A primary concern when choosing an assisted living facility for an elderly parent, relative or friend is ensuring adequate care. Quick and responsible care should be available, in addition to helping with everyday tasks including transfers from bed to wheelchair, using the bathroom, preparing food or safely maneuvering throughout the facility. 

Only a few states have mandated staffing to patient ratios for assisted care facilities, but those that do, such as Florida and Georgia, require minimums such as 1:20 during daytime hours and 1:25 at night. Ideally, the assisted-living residence you select should have a lower ratio so that help is available when needed.

7. Can residents enjoy the outdoors in and around the facility?

The location of the senior assisted living residence makes a difference if your loved one likes to get outside and enjoy exercising. Some places are located within busy commercial parts of town where walking is not an option. Others have lovely grounds with walking paths or are adjacent to parks. Most facilities have an exercise room or swimming pool to encourage physical activity and fun games. If your parent or friend likes to garden, look for a location with a communal growing space.

8. Do residents have the chance to interact with the community?

Staying active socially helps seniors stay engaged and energized. Inquire as to whether the facility encourages social opportunities within the surrounding community for assisted living residents. From sharing visits with school groups to meeting visiting pets, even those who are confined to the facility can enjoy fun interactions that make their day more exciting. 

9. What kinds of activities are residents offered?

On-site classes, book clubs, knitting circles or hobby groups are the types of activities on tap at many senior residences.
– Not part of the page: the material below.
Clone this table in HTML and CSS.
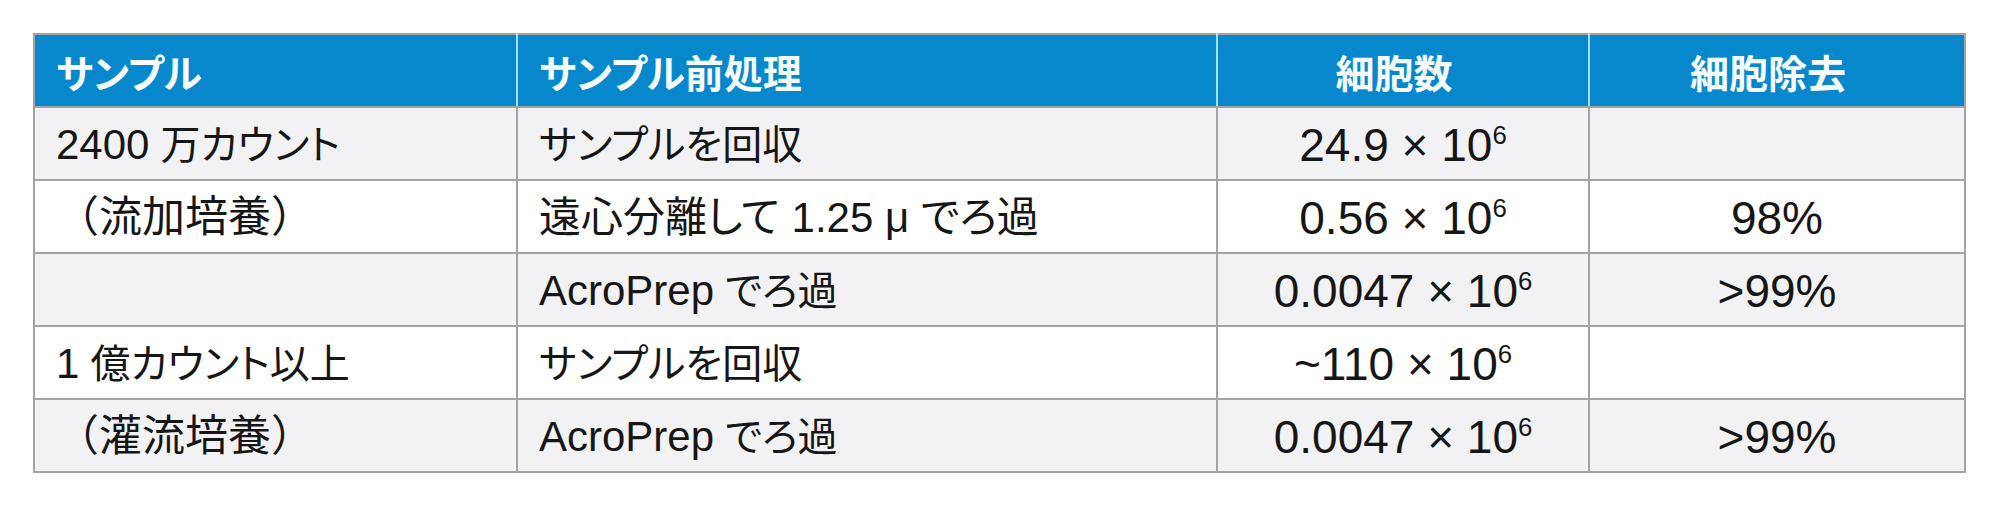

When visiting each place, ask about the options. Does the activities director organize special events, such as concerts and dances? Is there a shuttle bus that regularly takes residents of the independent living wing on outings? These activities help keep elderly minds sharp while they enjoy socializing and learning fun new skills. 

10. What do your staff and facility offer that other places don’t?

Perhaps one facility touts its caring staff while another boasts about an expensive new remodeling. You and your loved one are the best judges of which facility works best for their needs. One facility may stand out due to its large capacity while another emphasizes a more intimate atmosphere. Your loved one’s personality should factor into the decision to ensure their long-term comfort and happiness.

Conclusion

Whether shopping a dozen assisted living facilities or only a few, your main objective should be finding a good match where your loved one will be well cared for, feel comfortable, and thoroughly enjoy their golden years. Schedule as many tours as you can, talk to as many people as possible, ask plenty of questions, and if possible, include your senior every step of the way. Taking these steps will ensure a smooth transition.